Electrical resistivity tomography monitoring of permafrost in solid rock walls

Abstract

This article describes the first attempt to conduct electrical resistivity tomography (ERT) in solid permafrost‐affected rock faces. Electrode design, instrument settings, and processing routines capable of measuring under relevant conditions were developed. Four transects, with NW, NE, east (E) and south (S) aspects, were installed in solid rock faces between Matter Valley and Turtmann Valley, Switzerland, at 3070–3150 m above sea level. DC resistivity in the transects was measured repeatedly during the summer and compared by applying a time‐lapse inversion routine. Resistivity values were calibrated using observed rock surface conditions of thawed, damp rocks (1–8 kΩ m), deeply frozen rocks (18–80 kΩ m), and the transition from damp thawed to frozen rocks (8–18 kΩ m). Mean surface layer resistivities of transects respond to air temperatures below 0°C with a rapid increase by a factor of 1.4 to 2.9 from values of 12–15 kΩ m to values of 22–31 kΩ m.

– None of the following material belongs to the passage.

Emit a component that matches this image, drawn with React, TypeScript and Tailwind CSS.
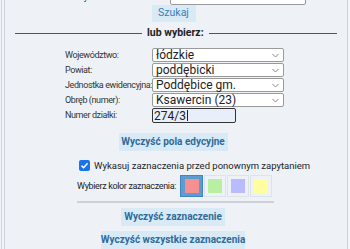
const font = { fontFamily: "Roboto, 'Liberation Sans', sans-serif" };

function Select({ value }: { value: string }) {
  return (
    <div className="flex h-[14px] w-[132px] items-center justify-between rounded-[2px] border border-[#9a9a9a] bg-white pl-[3px] pr-[4px]">
      <span className="whitespace-nowrap text-[12px] leading-none text-[#222]">{value}</span>
      <svg width="7" height="5" viewBox="0 0 7 5" className="text-[#888]">
        <path d="M0.5 1 L3.5 4 L6.5 1" fill="none" stroke="currentColor" strokeWidth="1" />
      </svg>
    </div>
  );
}

function Row({ label, children }: { label: string; children: React.ReactNode }) {
  return (
    <div className="flex items-center">
      <div className="w-[87px] whitespace-nowrap text-[9px] leading-none tracking-[-0.4px] text-[#333]">{label}</div>
      {children}
    </div>
  );
}

function Btn({ label, w }: { label: string; w: string }) {
  return (
    <div className={`flex h-[18px] items-center justify-center whitespace-nowrap bg-[#d8eaf6] text-[10px] font-bold leading-none text-[#2f6b9a] ${w}`}>
      {label}
    </div>
  );
}

const swatches = ["#f4908f", "#b8f0a2", "#babaff", "#ffffa0"];

export default function App() {
  return (
    <div className="h-[249px] w-[350px] overflow-hidden bg-[#f1f4f8]" style={font}>
      <div className="ml-[1px] h-full border-l border-[#c9d2dd]">
        <div className="ml-[2px] h-full w-[344px] overflow-hidden border-x border-[#c9d2dd] bg-[#eef2f7]">
          {/* cut-off search row */}
          <div className="-mt-[11px] flex h-[16px] items-center">
            <div className="ml-[60px] w-[105px] overflow-hidden whitespace-nowrap text-[9px] leading-none tracking-[-0.3px] text-[#333]">
              Identyfikator działki:
            </div>
            <div className="h-[16px] w-[136px] rounded-[2px] border border-[#9a9a9a] bg-white" />
          </div>
          <div className="flex justify-center pr-[3px]">
            <div className="ml-[-2px] flex h-[17px] w-[44px] items-center justify-center bg-[#d8eaf6] text-[10.5px] leading-none text-[#3a7cb4]">
              Szukaj
            </div>
          </div>

          {/* legend */}
          <div className="mt-[2px] flex items-center">
            <div className="ml-[10px] h-px w-[127px] bg-[#555]" />
            <div className="whitespace-nowrap px-[5px] text-[10.5px] font-bold leading-[18px] text-[#222]">lub wybierz:</div>
            <div className="h-px w-[128px] bg-[#555]" />
          </div>

          {/* form */}
          <div className="mt-[6px] flex flex-col gap-[1px] pl-[60px]">
            <Row label="Województwo:">
              <Select value="łódzkie" />
            </Row>
            <Row label="Powiat:">
              <Select value="poddębicki" />
            </Row>
            <Row label="Jednostka ewidencyjna:">
              <Select value="Poddębice gm." />
            </Row>
            <Row label="Obręb (numer):">
              <Select value="Ksawercin (23)" />
            </Row>
            <Row label="Numer działki:">
              <div className="flex h-[15px] w-[84px] items-center rounded-[2px] border-[1.5px] border-[#333] bg-[#e8effa] pl-[1px] text-[12px] leading-none text-[#222]">
                274/3<span className="ml-px h-[11px] w-px bg-[#222]" />
              </div>
            </Row>
          </div>

          <div className="mt-[10px] flex justify-center pr-[6px]">
            <Btn label="Wyczyść pola edycyjne" w="w-[109px]" />
          </div>

          {/* options */}
          <div className="mt-[9px] flex items-center pl-[74px]">
            <div className="flex h-[11px] w-[11px] items-center justify-center rounded-[2px] bg-[#1a73e8]">
              <svg width="9" height="9" viewBox="0 0 9 9">
                <path d="M1.5 4.6 L3.6 6.7 L7.6 2.2" fill="none" stroke="white" strokeWidth="1.6" />
              </svg>
            </div>
            <span className="ml-[4px] whitespace-nowrap text-[9.5px] leading-none text-[#222]">
              Wykasuj zaznaczenia przed ponownym zapytaniem
            </span>
          </div>
          <div className="mt-[4px] flex items-center pl-[72px]">
            <span className="w-[103px] whitespace-nowrap text-[9px] leading-none tracking-[-0.35px] text-[#222]">
              Wybierz kolor zaznaczenia:
            </span>
            <div className="flex gap-[1px]">
              {swatches.map((c, i) => (
                <div
                  key={c}
                  className={
                    i === 0
                      ? "flex h-[22px] w-[23px] items-center justify-center border border-[#3d85c6] bg-[#5d9bd0]"
                      : "flex h-[22px] w-[22px] items-center justify-center border border-[#dde3ea] bg-[#eef2f6]"
                  }
                >
                  <div className="h-[14px] w-[14px]" style={{ backgroundColor: c }} />
                </div>
              ))}
            </div>
          </div>

          <div className="mx-auto mt-[4px] h-[2px] w-[197px] -translate-x-[1px] bg-[#cdd2d8]" />

          <div className="mt-[5px] flex justify-center pr-[6px]">
            <Btn label="Wyczyść zaznaczenie" w="w-[104px]" />
          </div>
          <div className="mt-[5px] flex justify-center pr-[6px]">
            <Btn label="Wyczyść wszystkie zaznaczenia" w="w-[144px]" />
          </div>
        </div>
      </div>
    </div>
  );
}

Rock layers at depths of 2–6 m display a general trend of resistivity decrease in summer, corresponding to a persistent thawing process. Their response to anomalously cool August temperatures occurs with a time lag of 2 to 4 weeks. Only transects E, NE and NW display persistent, high‐resistivity permafrost bodies (>50 kΩ m) mostly at depths of 6–10 m. The maximum thaw depth of a continuous thawing front above permafrost is 6 m. However, the ERT results emphasize the role of heat transfer by deep‐reaching cleft water systems. Thus permafrost occurs in lenses rather than layers. ERT provides rapid detection of ice and water distribution in permafrost‐affected bedrock.